As you can see in the photo, these mittens are getting a lot of use, especially being snow-covered, jammed into coat pockets while soaking wet, a lot of friction while damp, etc.. etc… And they are holding up really well. I am very impressed. Tosh DK is not the princess-y kind of expensive yarn I was worried it might be. They also dry very fast; my son hasn’t had to deal with trying to keep warm by pulling on wet, soggy, somehow-even-colder-than-outside slush blocks (aka ‘mittens’).
I didn’t quite follow the pattern. I changed the patterning on the palm – the yellow just completely overpowered the blue, it was very unbalanced (with my colour selections). So I just did the simplest pattern I could think of – y,b to end, next round b,y to end, repeat these 2 rounds. The thumbs are knit in the background colour, then the contrast colour is duplicate stitched in. I didn’t quite finish the duplicate stitch chart; I did just enough so that pattern flowed from the hand. Duplicate stitch is just not my thing, but it’s a good idea for the thumbs, obviously.
All in all, I loved knitting the hat and mittens, and I am so happy my son loves them too!
I finished a WIP from last week, the Insulate! mittens, so as one does, I immediately cast on for two more projects. The Insulate! hat is actually done, I finished it last night. The photo was taken yesterday afternoon; immediately after taking its picture, I decided that I had to work on this hat. I pushed everything else aside, including this post, which should have been written and posted yesterday. It’s super cute, though a little small (did I check gauge? no, of course not) but I haven’t blocked it yet, so fingers crossed it will get larger.
I cast on a Hitchhiker as well, I’m using Hedgehog Fibres Twist Sock, which is 80% BFL wool and 20% nylon. I love the yarn, and the colours are amazing.
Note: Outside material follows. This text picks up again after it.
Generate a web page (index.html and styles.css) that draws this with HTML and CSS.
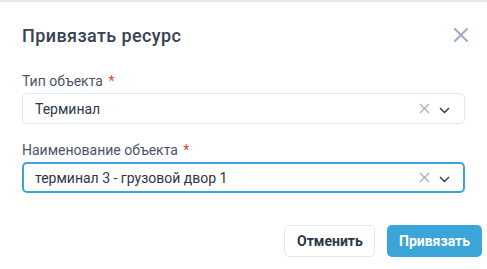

I find knitted speckled yarn gives a lovely gentle overall effect, but can still use many wild colours, while variegated can be hit or miss when it knits up. This shawl’s construction is fun to knit, since it goes so fast at the beginning.
I am so close to being done with Chart Three on my Evenstar. Only 1.5 rows of patterning, and 5 rows of plain knitting, left. I can’t wait to start the bind off/Chart Four. I haven’t worked on any of my other WIPs this week, though the socks are bugging me. My daughter hates the toe seams in commercial socks; the guilt of not being a consistent sock knitter (e.g. my Monkey Socks took me just over three years to complete) is really getting to me.
And yes, I did put an overturned box on my back porch to use a table / snow protector to take these photos. On a sunny day, the snow outside (it is everywhere) works almost like a light-box. The colours are accurate for once. Oh! and that overturned box was used to ship an Ashford bottom whorl spindle to me. I plan to learn how to spin, but for now I just want to get my feet wet; I want to master the spindle and enjoy it before jumping into the spinning pool.